The Dirichlet-to-Neumann map on asymptotically anti-de Sitter spaces and holography
Alberto Enciso, Gunther Uhlmann, Michał Wrochna
TL;DR
This work analyzes Klein–Gordon fields on asymptotically anti-de Sitter spacetimes, proving that the forward Dirichlet-to-Neumann map is a paired Lagrangian distribution that semiclassically acts as a fractional power of the boundary wave operator. It shows that, for generic mass parameters ν, the DN map determines the Taylor expansion of the bulk metric at the boundary, enabling recovery of a real-analytic or Einstein bulk metric up to isometries. A Lorentzian analogue of Graham–Zworski is established: residues of Λ_g(ν) at poles yield conformally invariant boundary operators L_k whose principal parts match powers of the boundary wave operator. The approach combines Hankel multipliers, regularized integrals, and a boundary-focused paired-Lagrangian calculus to derive both the forward map structure and inverse reconstruction results, with energy estimates extending the analysis to complex ν and an appendix addressing well-posedness in that regime.
Abstract
We consider the Klein-Gordon equation on asymptotically anti-de Sitter spacetimes, and show that the forward Dirichlet-to-Neumann map (or scattering matrix) is a fractional power of the boundary wave operator modulo lower order terms in the sense of paired Lagrangian distributions.
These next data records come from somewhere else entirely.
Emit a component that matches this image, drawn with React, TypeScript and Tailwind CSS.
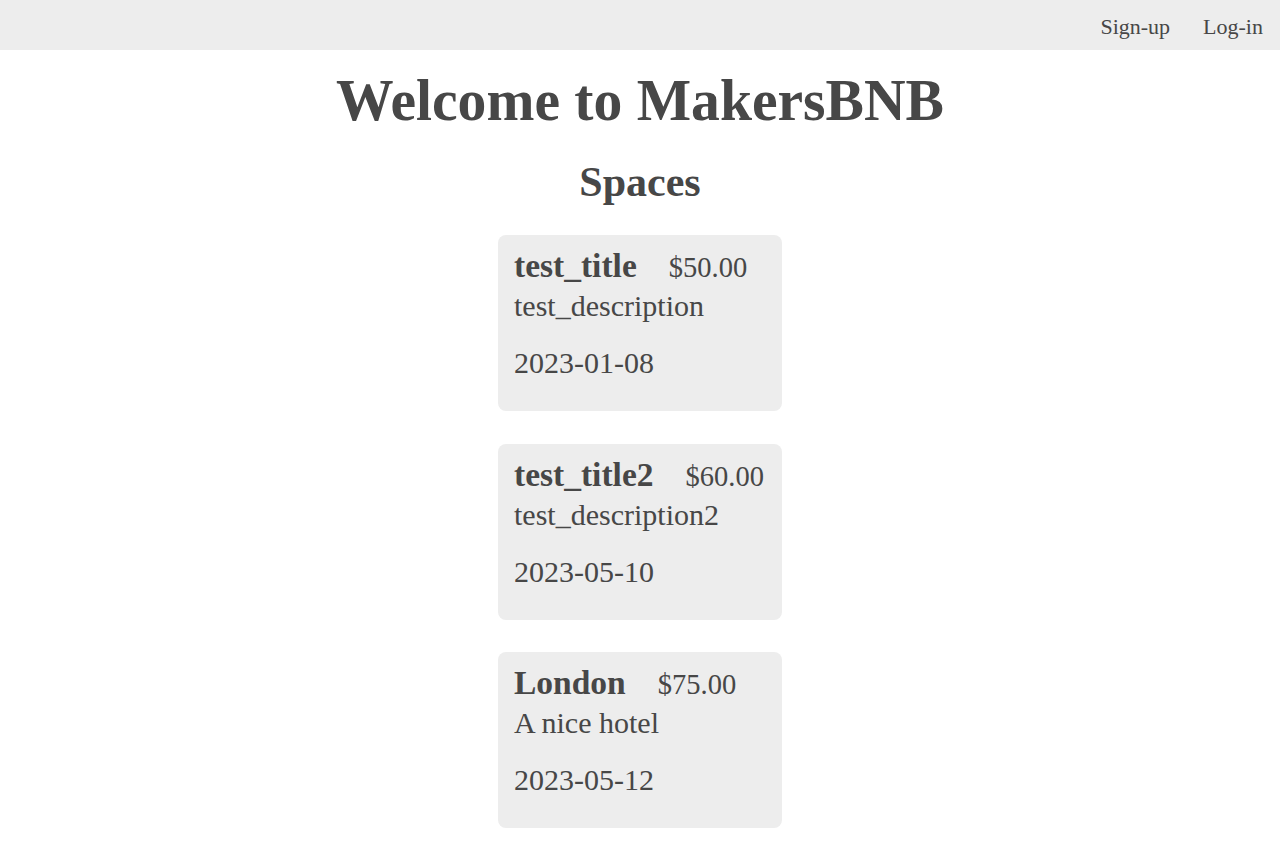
import React from "react";

const spaces = [
  { title: "test_title", price: "$50.00", description: "test_description", date: "2023-01-08" },
  { title: "test_title2", price: "$60.00", description: "test_description2", date: "2023-05-10" },
  { title: "London", price: "$75.00", description: "A nice hotel", date: "2023-05-12" },
];

export default function App() {
  return (
    <div className="min-h-[861px] bg-white text-[#474747]" style={{ fontFamily: '"Liberation Serif", "Times New Roman", serif' }}>
      <nav className="h-[50px] bg-[#ededed] flex items-start justify-end pr-[17px] pt-[14px] gap-[33px] text-[22px] leading-[26px]">
        <a>Sign-up</a>
        <a>Log-in</a>
      </nav>
      <h1 className="text-center font-bold text-[60px] leading-[60px] mt-[20px] scale-x-[0.96]">Welcome to MakersBNB</h1>
      <h2 className="text-center font-bold text-[42px] leading-[48px] mt-[28px]">Spaces</h2>
      <div className="flex flex-col items-center gap-[32.5px] mt-[29px]">
        {spaces.map((s) => (
          <div key={s.title} className="w-[284px] h-[176px] bg-[#ededed] rounded-[8px] px-[16px] pt-[11px]">
            <div className="flex items-baseline gap-[32px] h-[40px]">
              <span className="font-bold text-[33.5px] leading-[40px]">{s.title}</span>
              <span className="text-[28.5px] leading-[40px]">{s.price}</span>
            </div>
            <p className="text-[30px] leading-[40px]">{s.description}</p>
            <p className="text-[30px] leading-[40px] mt-[17px]">{s.date}</p>
          </div>
        ))}
      </div>
    </div>
  );
}
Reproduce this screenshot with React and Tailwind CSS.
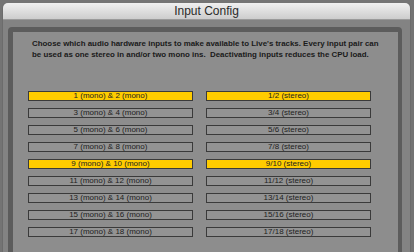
import React from "react";

const rows = [
  ["1 (mono) & 2 (mono)", "1/2 (stereo)", true],
  ["3 (mono) & 4 (mono)", "3/4 (stereo)", false],
  ["5 (mono) & 6 (mono)", "5/6 (stereo)", false],
  ["7 (mono) & 8 (mono)", "7/8 (stereo)", false],
  ["9 (mono) & 10 (mono)", "9/10 (stereo)", true],
  ["11 (mono) & 12 (mono)", "11/12 (stereo)", false],
  ["13 (mono) & 14 (mono)", "13/14 (stereo)", false],
  ["15 (mono) & 16 (mono)", "15/16 (stereo)", false],
  ["17 (mono) & 18 (mono)", "17/18 (stereo)", false],
];

function Toggle({ label, on }) {
  return (
    <div
      className={
        "h-[10px] border border-[#3a3a3a] flex items-center justify-center text-[8px] leading-none text-[#1e1e1e] " +
        (on ? "bg-[#ffcc00]" : "bg-[#939393]")
      }
    >
      {label}
    </div>
  );
}

export default function App() {
  return (
    <div
      className="w-[414px] h-[252px] overflow-hidden bg-[#747474] pt-[3px] pl-[2px] pr-[3px]"
      style={{ fontFamily: '"Liberation Sans", Arial, sans-serif' }}
    >
      <div className="h-full bg-[#838383] border-x-[1px] border-[#6c6c6c] rounded-t-[5px]">
        <div className="h-[17px] rounded-t-[5px] bg-gradient-to-b from-[#f0f0f0] to-[#cdcdcd] border-b border-[#9a9a9a] flex items-center justify-center text-[12px] text-[#2a2a2a]">
          Input Config
        </div>
        <div className="h-full pt-[7px] pl-[5px] pr-[8px]">
          <div className="h-full bg-[#5c5c5c] rounded-t-[4px] pt-[5px] pl-[5px] pr-[4px]">
            <div className="h-full bg-[#8d8d8d] pl-[15px] pr-[27px] pt-[6px]">
              <p className="pl-[4px] text-[7.9px] leading-[11px] font-bold text-[#1a1a1a] whitespace-nowrap">
                Choose which audio hardware inputs to make available to Live's tracks. Every input pair can
                <br />
                be used as one stereo in and/or two mono ins.&nbsp; Deactivating inputs reduces the CPU load.
              </p>
              <div className="mt-[31px] grid grid-cols-2 gap-x-[13px] gap-y-[7px]">
                {rows.map(([mono, stereo, on]) => (
                  <React.Fragment key={mono}>
                    <Toggle label={mono} on={on} />
                    <Toggle label={stereo} on={on} />
                  </React.Fragment>
                ))}
              </div>
            </div>
          </div>
        </div>
      </div>
    </div>
  );
}
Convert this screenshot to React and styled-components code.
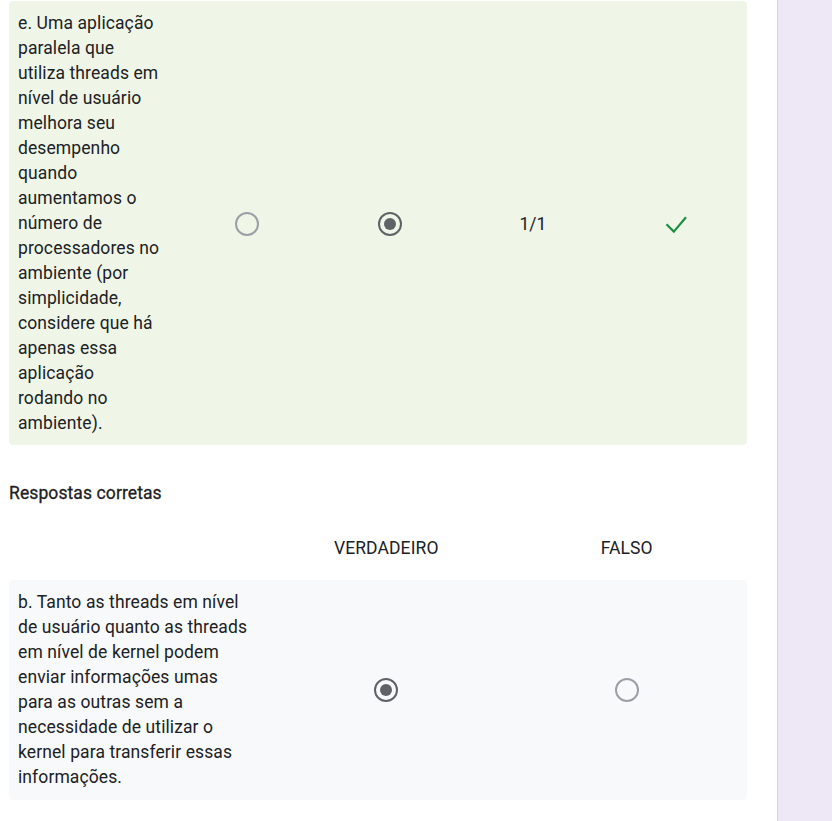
import React from 'react'
import styled, { createGlobalStyle } from 'styled-components'

const Global = createGlobalStyle`
  html, body {
    margin: 0;
    padding: 0;
    background: #fff;
  }
  body {
    font-family: Roboto, "Noto Sans", Arial, sans-serif;
    color: #202124;
  }
`

const question = 'e. Uma aplicação paralela que utiliza threads em nível de usuário melhora seu desempenho quando aumentamos o número de processadores no ambiente (por simplicidade, considere que há apenas essa aplicação rodando no ambiente).'

const correct = [
  {
    label: 'b. Tanto as threads em nível de usuário quanto as threads em nível de kernel podem enviar informações umas para as outras sem a necessidade de utilizar o kernel para transferir essas informações.',
    answer: 0,
  },
]

export default function App() {
  return (
    <>
      <Global />
      <Page>
        <Main>
          <AnswerRow>
            <Label>{question}</Label>
            <Cell><Radio /></Cell>
            <Cell><Radio checked /></Cell>
            <Cell>1/1</Cell>
            <Cell><Check /></Cell>
          </AnswerRow>

          <Title>Respostas corretas</Title>

          <HeaderRow>
            <div />
            <Cell>VERDADEIRO</Cell>
            <Cell>FALSO</Cell>
          </HeaderRow>

          {correct.map((row, i) => (
            <KeyRow key={i}>
              <Label>{row.label}</Label>
              <Cell><Radio checked={row.answer === 0} /></Cell>
              <Cell><Radio checked={row.answer === 1} /></Cell>
            </KeyRow>
          ))}
        </Main>
        <Side />
      </Page>
    </>
  )
}

const Check = () => (
  <svg width="24" height="24" viewBox="0 0 24 24">
    <polyline points="2.5,12.2 9.8,19.6 22,5.2" fill="none" stroke="#1e8e3e" strokeWidth="2.2" />
  </svg>
)

const Page = styled.div`
  display: flex;
  min-height: 821px;
`

const Main = styled.div`
  width: 777px;
  box-sizing: border-box;
  padding: 1px 30px 20px 9px;
`

const Side = styled.div`
  flex: 1;
  background: #ede7f6;
  border-left: 1px solid #d6d3dd;
`

const AnswerRow = styled.div`
  display: grid;
  grid-template-columns: 167px repeat(4, 1fr);
  align-items: center;
  background: #eff6e8;
  border-radius: 4px;
  padding: 10px 0 9px;
`

const KeyRow = styled.div`
  display: grid;
  grid-template-columns: 257px repeat(2, 1fr);
  align-items: center;
  background: #f8f9fa;
  border-radius: 4px;
  padding: 10px 0;
`

const HeaderRow = styled.div`
  display: grid;
  grid-template-columns: 257px repeat(2, 1fr);
  align-items: center;
  height: 48px;
  margin-top: 19px;
  margin-bottom: 8px;
  font-size: 17.5px;
  letter-spacing: 0.1px;
`

const Label = styled.div`
  padding: 0 14px 0 9px;
  font-size: 17.5px;
  line-height: 25px;
  letter-spacing: 0.1px;
`

const Cell = styled.div`
  display: flex;
  justify-content: center;
  align-items: center;
  font-size: 17.5px;
`

const Title = styled.div`
  margin-top: 36px;
  font-size: 17.5px;
  line-height: 24px;
  letter-spacing: 0.1px;
  -webkit-text-stroke: 0.3px #202124;
`

const Radio = styled.span`
  box-sizing: border-box;
  width: 24px;
  height: 24px;
  border-radius: 50%;
  border: 2px solid ${p => (p.checked ? '#5f6368' : '#9aa0a6')};
  display: flex;
  align-items: center;
  justify-content: center;
  &::after {
    content: '';
    width: 12px;
    height: 12px;
    border-radius: 50%;
    background: #5f6368;
    display: ${p => (p.checked ? 'block' : 'none')};
  }
`
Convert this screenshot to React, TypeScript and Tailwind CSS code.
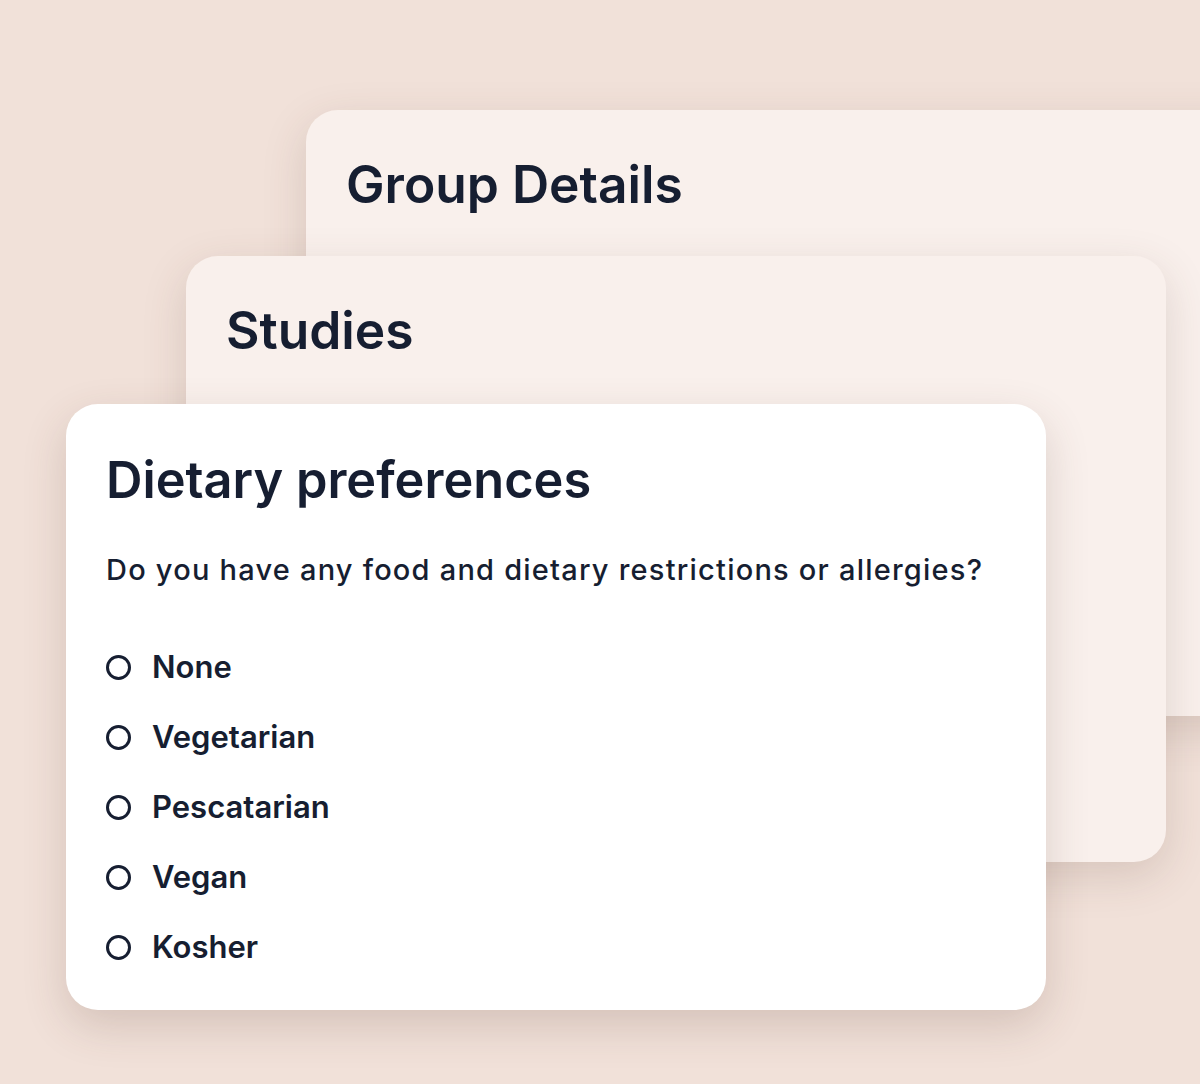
const options = ['None', 'Vegetarian', 'Pescatarian', 'Vegan', 'Kosher'];

function BackCard({ title, className }: { title: string; className: string }) {
  return (
    <div
      className={`[grid-area:1/1] w-[980px] h-[606px] rounded-[32px] bg-[#f9f0ec] px-10 pt-[44px] shadow-[0_14px_44px_rgba(90,60,50,0.17)] ${className}`}
    >
      <h2 className="text-[51.5px] leading-[1.2] font-semibold text-[#161e31]">{title}</h2>
    </div>
  );
}

export default function App() {
  return (
    <div
      className="w-[1200px] h-[1084px] overflow-hidden bg-[#f1e1d9]"
      style={{ fontFamily: 'Inter, "Noto Sans", sans-serif' }}
    >
      <div className="grid items-start justify-items-start">
        <BackCard title="Group Details" className="ml-[306px] mt-[110px]" />
        <BackCard title="Studies" className="ml-[186px] mt-[256px]" />
        <div className="[grid-area:1/1] ml-[66px] mt-[404px] w-[980px] h-[606px] rounded-[32px] bg-white px-10 pt-[46px] shadow-[0_16px_44px_rgba(90,60,50,0.19)]">
          <h2 className="text-[50.5px] leading-[1.2] font-semibold text-[#161e31]">Dietary preferences</h2>
          <p className="mt-[42px] text-[29px] leading-[1.2] font-medium tracking-[0.042em] text-[#161e31]">
            Do you have any food and dietary restrictions or allergies?
          </p>
          <ul className="mt-[60px] flex flex-col gap-[32px]">
            {options.map(o => (
              <li key={o} className="flex items-center gap-[21px] h-[38px]">
                <span className="mt-[2px] w-[25px] h-[25px] rounded-full border-[3.7px] border-[#161e31] shrink-0" />
                <span className="text-[31px] leading-[1.2] font-semibold text-[#161e31]">{o}</span>
              </li>
            ))}
          </ul>
        </div>
      </div>
    </div>
  );
}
We use it to show that, outside of a countable set of mass parameters, the Dirichlet-to-Neumann map determines the Taylor series of the bulk metric at the boundary, and hence allows the recovery of a real analytic metric or Einstein metric modulo isometries. Furthermore, we prove a Lorentzian version of the Graham-Zworski theorem relating poles of the Dirichlet-to-Neumann map to conformally invariant powers of the boundary wave operator.